Rep. Ed Case, D-Hawaii, cites the Jones Act as the reason that his state has to import nearly 100% of its crude oil from overseas, explaining that it costs three times as much to ship oil between the U.S. mainland and Hawaii than it does to ship oil from Asia to Hawaii, even though the distance between the mainland and Hawaii is much shorter.
"The best replacement for Russian oil imports to Hawai’i is domestic supply, and the transport of that supply 2,500 miles to our remote island state is subject to the Jones Act requiring any such transport to occur exclusively on a very limited number of domestic vessels," Rep.
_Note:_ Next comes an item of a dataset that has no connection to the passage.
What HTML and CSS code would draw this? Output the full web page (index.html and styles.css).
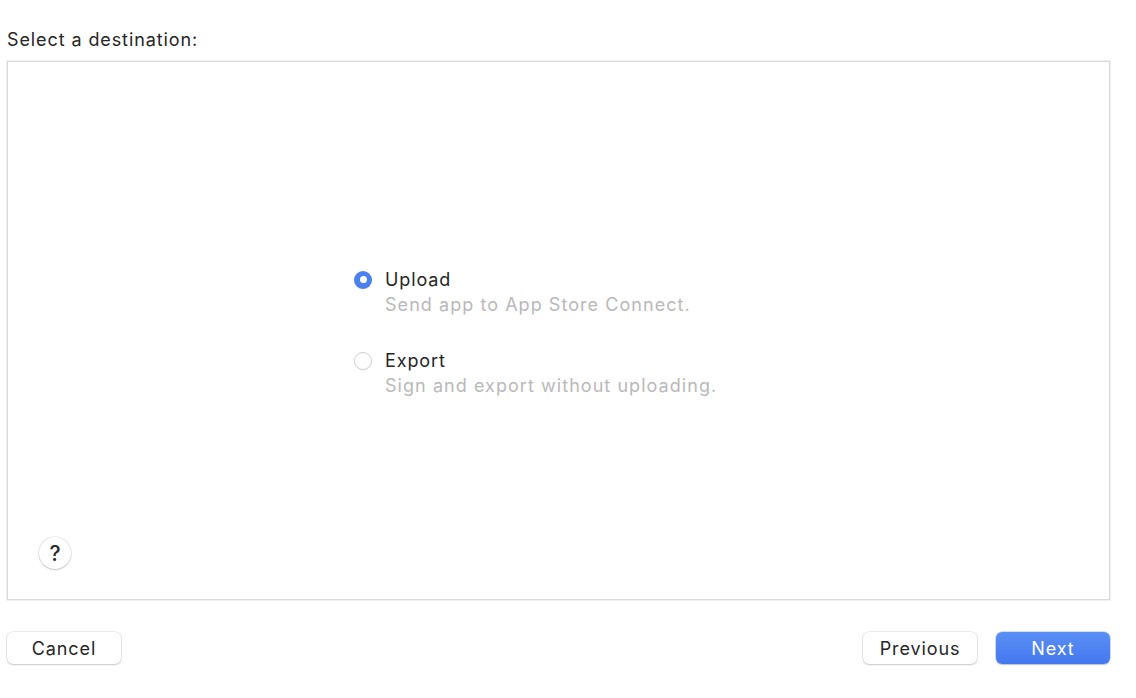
FILE: index.html
```html
<!DOCTYPE html>
<html>
<head>
<meta charset="utf-8">
<link rel="stylesheet" href="styles.css">
</head>
<body>
<div class="page">
  <div class="title">Select a destination:</div>
  <div class="panel">
    <div class="options">
      <div class="option">
        <span class="radio radio-on"></span>
        <div class="option-text">
          <div class="label">Upload</div>
          <div class="sub">Send app to App Store Connect.</div>
        </div>
      </div>
      <div class="option">
        <span class="radio"></span>
        <div class="option-text">
          <div class="label">Export</div>
          <div class="sub">Sign and export without uploading.</div>
        </div>
      </div>
    </div>
    <div class="help-row">
      <button class="help">?</button>
    </div>
  </div>
  <div class="footer">
    <button class="btn">Cancel</button>
    <div class="right">
      <button class="btn">Previous</button>
      <button class="btn btn-primary">Next</button>
    </div>
  </div>
</div>
</body>
</html>
```

FILE: styles.css
```css
html, body {
  margin: 0;
  padding: 0;
  background: #ffffff;
}
body {
  font-family: Inter, "Liberation Sans", Arial, sans-serif;
  color: #262626;
  width: 1136px;
  height: 698px;
  overflow: hidden;
}
.page {
  padding: 29px 26px 0 7px;
}
.title {
  font-size: 18px;
  letter-spacing: 0.9px;
  line-height: 22px;
  height: 22px;
  color: #262626;
}
.panel {
  margin-top: 10px;
  height: 537px;
  border: 1px solid #dadada;
  box-shadow: 0 0 0 1px #f1f1f1;
  background: #fff;
  display: grid;
  grid-template-rows: 1fr auto 1fr;
}
.options {
  grid-row: 2;
  display: flex;
  flex-direction: column;
  gap: 30px;
  padding-left: 346px;
  padding-top: 4px;
}
.option {
  display: flex;
  align-items: flex-start;
  gap: 13px;
}
.radio {
  flex: none;
  width: 18px;
  height: 18px;
  border-radius: 50%;
  border: 1px solid #d2d2d2;
  background: #fff;
  box-shadow: 0 0.5px 1px rgba(0,0,0,0.08);
  margin-top: 4px;
  box-sizing: border-box;
}
.radio-on {
  border: none;
  background: #4b80ef;
  position: relative;
  box-shadow: 0 0.5px 1px rgba(0,0,0,0.1);
}
.radio-on::after {
  content: "";
  position: absolute;
  left: 5.5px;
  top: 5.5px;
  width: 7px;
  height: 7px;
  border-radius: 50%;
  background: #fff;
}
.label {
  font-size: 18px;
  letter-spacing: 0.9px;
  line-height: 25px;
  color: #262626;
}
.sub {
  font-size: 18px;
  letter-spacing: 1.05px;
  line-height: 26px;
  color: #b9b9b9;
}
.help-row {
  grid-row: 3;
  align-self: end;
  padding: 0 0 30px 31px;
}
.help {
  width: 32px;
  height: 32px;
  border-radius: 50%;
  border: none;
  background: #fff;
  box-shadow: 0 0 0 0.5px rgba(0,0,0,0.12), 0 1px 2px rgba(0,0,0,0.18);
  font-family: Inter, "Liberation Sans", Arial, sans-serif;
  font-size: 21px;
  font-weight: 500;
  color: #2a2a2a;
  padding: 0;
  display: flex;
  align-items: center;
  justify-content: center;
}
.footer {
  margin-top: 32px;
  display: flex;
  justify-content: space-between;
  align-items: center;
}
.right {
  display: flex;
  gap: 19px;
}
.btn {
  width: 114px;
  height: 32px;
  border-radius: 6px;
  border: none;
  background: #fff;
  box-shadow: 0 0 0 0.5px rgba(0,0,0,0.14), 0 1px 2px rgba(0,0,0,0.16);
  font-family: Inter, "Liberation Sans", Arial, sans-serif;
  font-size: 18px;
  letter-spacing: 0.9px;
  color: #262626;
  padding: 0;
}
.btn-primary {
  background: linear-gradient(#5a8ff5, #4478ee);
  color: #fff;
  box-shadow: 0 0 0 0.5px rgba(40,90,210,0.4), 0 1px 2px rgba(0,0,0,0.14);
}
```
Case wrote in a letter to Biden on Tuesday.
"As a result, the costs of such shipping, even if it were available domestically to start with, would be higher by a number of multiples than transport on the plethora of non-U.S. flagged specialty vessels."
While Hawaii's location in the Pacific Ocean makes it especially vulnerable to the Jones Act, other lawmakers around the country have also called for reforms.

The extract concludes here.